Взвесив все это, Гитлер должен был бы исходить из опасности когда-то, возможно, быть принужденным могущественной коалицией этих держав к для него неприемлемым, вероятно, угрожающим рейху решениям. Эта до предела пессимистичная оценка обстановки имела совершенно реальную основу, хотя Гитлер, заметьте, до начала 1938 года не предпринял ничего, что смогло бы нарушить пресловутое "равновесие" в Европе.

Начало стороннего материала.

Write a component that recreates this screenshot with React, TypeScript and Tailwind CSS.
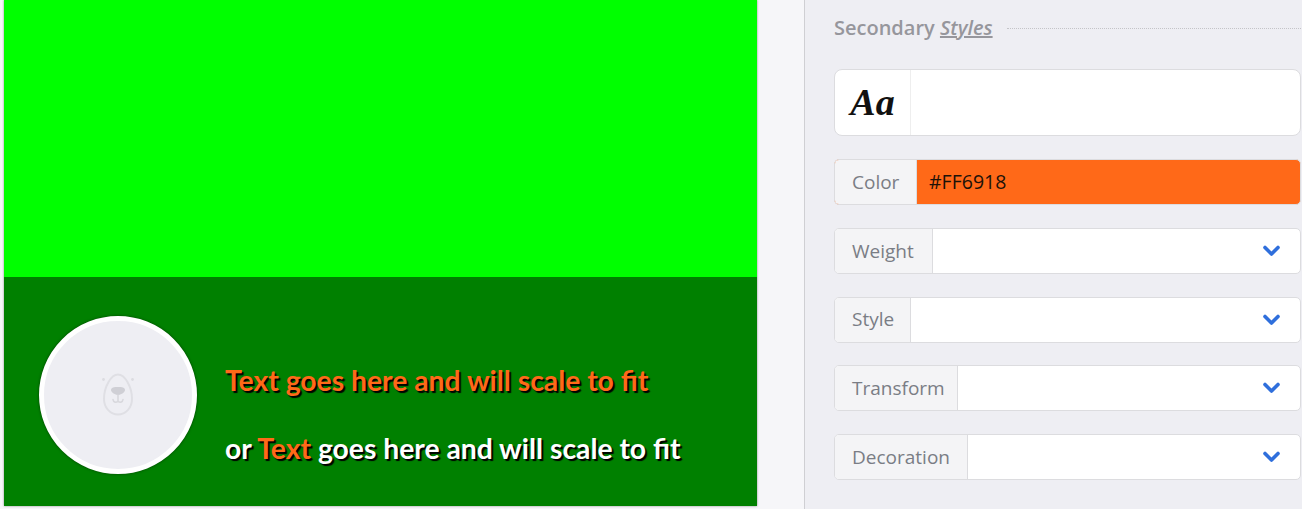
const selects = [
  { label: "Weight", width: "w-[98px]" },
  { label: "Style", width: "w-[76px]" },
  { label: "Transform", width: "w-[123px]" },
  { label: "Decoration", width: "w-[133px]" },
];

const labelFont = "font-['Open_Sans','Noto_Sans',sans-serif]";
const shadow = "[text-shadow:2px_2px_1px_#000]";

function BearIcon() {
  return (
    <svg width="34" height="44" viewBox="0 0 34 44" fill="none">
      <circle cx="2.5" cy="6.5" r="1.4" fill="#dcdce1" />
      <circle cx="31.5" cy="6.5" r="1.4" fill="#dcdce1" />
      <path
        d="M17 1.5C10 1.5 3 14 3 26C3 35 9.5 41.5 17 41.5C24.5 41.5 31 35 31 26C31 14 24 1.5 17 1.5Z"
        stroke="#dfdfe4"
        strokeWidth="2"
      />
      <path d="M10 17C10 14.5 13 14 17 14C21 14 24 14.5 24 17C24 19.5 19.5 22 17 22C14.5 22 10 19.5 10 17Z" fill="#cfcfd5" />
      <path d="M17 22V28M12 26.5C12.3 29.5 15.5 30 17 28C18.5 30 21.7 29.5 22 26.5" stroke="#d8d8dd" strokeWidth="1.6" strokeLinecap="round" />
    </svg>
  );
}

function Chevron() {
  return (
    <svg width="17" height="12" viewBox="0 0 17 12" fill="none">
      <path d="M2 2.5L8.5 9L15 2.5" stroke="#2f6fdc" strokeWidth="3.6" strokeLinecap="round" strokeLinejoin="round" />
    </svg>
  );
}

function Preview() {
  return (
    <div className="w-[757px] h-[509px] shrink-0 pl-1 pb-[3px] bg-[#f6f6f9]">
      <div className="flex flex-col h-full shadow-[0_0_2px_#888]">
        <div className="h-[277px] bg-[#00ff00]" />
        <div className="flex-1 bg-[#008000] flex items-center pl-[35px] pt-[7px]">
          <div className="flex items-center justify-center w-[158px] h-[158px] rounded-full bg-[#eeeef3] border-[5px] border-white shadow-[0_0_3px_rgba(0,0,0,0.5)] shrink-0">
            <BearIcon />
          </div>
          <div className={`ml-[28px] flex flex-col gap-[34px] pt-[38px] text-[28.3px] leading-[34px] font-bold font-['Lato',sans-serif] ${shadow}`}>
            <div className="text-[#ff6918]">Text goes here and will scale to fit</div>
            <div className="text-white">
              or <span className="text-[#ff6918]">Text</span> goes here and will scale to fit
            </div>
          </div>
        </div>
      </div>
    </div>
  );
}

function SelectRow({ label, width }: { label: string; width: string }) {
  return (
    <div className="flex h-[46px] rounded-[5px] border border-[#dcdcdf] bg-white overflow-hidden">
      <div className={`flex items-center pl-[17px] shrink-0 ${width} bg-[#f4f4f6] border-r border-[#dcdcdf] text-[19px] text-[#7a7d85] ${labelFont}`}>
        {label}
      </div>
      <div className="flex-1 flex items-center justify-end pr-[20px]">
        <Chevron />
      </div>
    </div>
  );
}

function Panel() {
  return (
    <div className="flex-1 min-w-0 border-l border-[#cfcfd3] bg-[#eeeef3] pl-[29px] pr-px pt-[13px]">
      <div className="flex items-center h-[30px] mb-[26px]">
        <span className={`text-[20px] font-semibold text-[#96969c] whitespace-nowrap ${labelFont}`}>
          Secondary <em className="underline">Styles</em>
        </span>
        <div className="flex-1 ml-[14px] border-t border-dotted border-[#c4c4c8]" />
      </div>
      <div className="flex h-[67px] rounded-[8px] border border-[#dcdcdf] bg-white overflow-hidden">
        <div className="w-[76px] flex items-center justify-center border-r border-[#eeeeee] text-[38px] italic font-bold text-[#111] font-['Liberation_Serif',serif]">
          Aa
        </div>
      </div>
      <div className="flex flex-col gap-[22.75px] mt-[23px]">
        <div className="flex h-[46px] rounded-[5px] border border-[#dcdcdf] bg-[#ff6918] overflow-hidden">
          <div className={`flex items-center pl-[17px] w-[82px] shrink-0 bg-[#f4f4f6] border-r border-[#dcdcdf] text-[19px] text-[#7a7d85] ${labelFont}`}>
            Color
          </div>
          <div className={`flex-1 flex items-center pl-[12px] text-[19.5px] text-[#1c1208] ${labelFont}`}>#FF6918</div>
        </div>
        {selects.map((s) => (
          <SelectRow key={s.label} label={s.label} width={s.width} />
        ))}
      </div>
    </div>
  );
}

export default function App() {
  return (
    <div className="flex h-[509px] w-[1302px] overflow-hidden bg-[#f6f6f9]">
      <Preview />
      <div className="w-[47px] shrink-0" />
      <Panel />
    </div>
  );
}
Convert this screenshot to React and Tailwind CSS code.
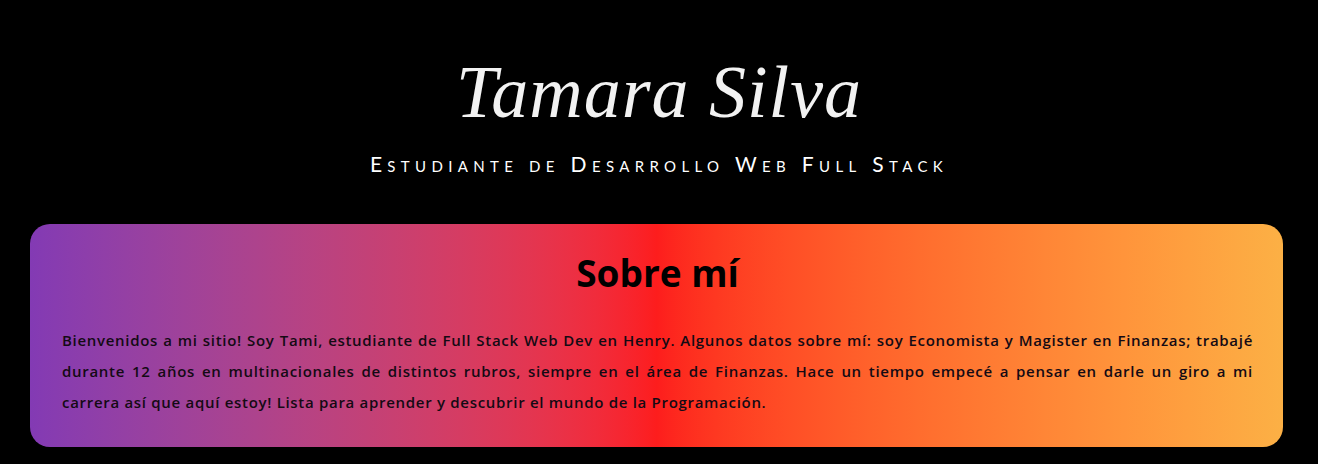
import React from 'react';

// Header with name + role
const Header = () => (
  <header className="flex flex-col items-center pt-[52px]">
    <h1 className="text-[74px] leading-[80px] italic text-[#f2f2f2] font-['Liberation_Serif',serif] tracking-[1px]">
      Tamara Silva
    </h1>
    <h2 className="mt-[18px] text-[21px] leading-[28px] text-white [font-variant:small-caps] tracking-[0.255em] font-['Lato',sans-serif]">
      Estudiante de Desarrollo Web Full Stack
    </h2>
  </header>
);

// About card
const About = () => (
  <section className="ml-[30px] mr-[35px] mt-[46px] rounded-[20px] bg-gradient-to-r from-[#833ab4] via-[#fd1d1d] to-[#fcb045] pl-[32px] pr-[30px] pt-[27px] pb-[29px]">
    <h3 className="text-center text-[37px] leading-[44px] font-bold text-black font-['Open_Sans',sans-serif]">Sobre mí</h3>
    <p className="mt-[30px] text-[15px] leading-[31px] font-semibold tracking-[0.7px] text-[#140a14] text-justify font-['Open_Sans',sans-serif]">
      Bienvenidos a mi sitio! Soy Tami, estudiante de Full Stack Web Dev en Henry. Algunos datos sobre mí: soy Economista y Magister en Finanzas; trabajé durante 12 años en multinacionales de distintos rubros, siempre en el área de Finanzas. Hace un tiempo empecé a pensar en darle un giro a mi carrera así que aquí estoy! Lista para aprender y descubrir el mundo de la Programación.
    </p>
  </section>
);

export default function App() {
  return (
    <div className="min-h-[464px] bg-black pb-[17px]">
      <Header />
      <About />
    </div>
  );
}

Окончание "второго раздела Германии"
Однажды ночью я был снова разбужен "дежурным воспитателем", позвавшим меня к радиоприемнику. Он полагал, видимо, что я "был в курсе". Мы услышали, что немецкая армия "при известных условиях", как выразилась радиостанция, вступит в Австрию. Я ничего на самом деле об этом не знал; но и отца, находившегося в эти дни с прощальным визитом в Лондоне, события в определенном смысле застали врасплох. Интересный пример стиля работы Гитлера, всегда оставлявшего за собой окончательное решение и принимавшего его порой в такой момент, который даже в его ближайшем окружении не ожидал никто. Зачастую отсутствовала систематическая подготовка внешнеполитических шагов. Вместо этого принимались "ad hoc" - решения, с которыми, Гитлер полагал, он обязан реагировать на неожиданное развитие событий - как в данном случае на объявленное намерение австрийского канцлера Шушнига с помощью манипулируемого плебисцита увековечить разделение Австрии и Германии.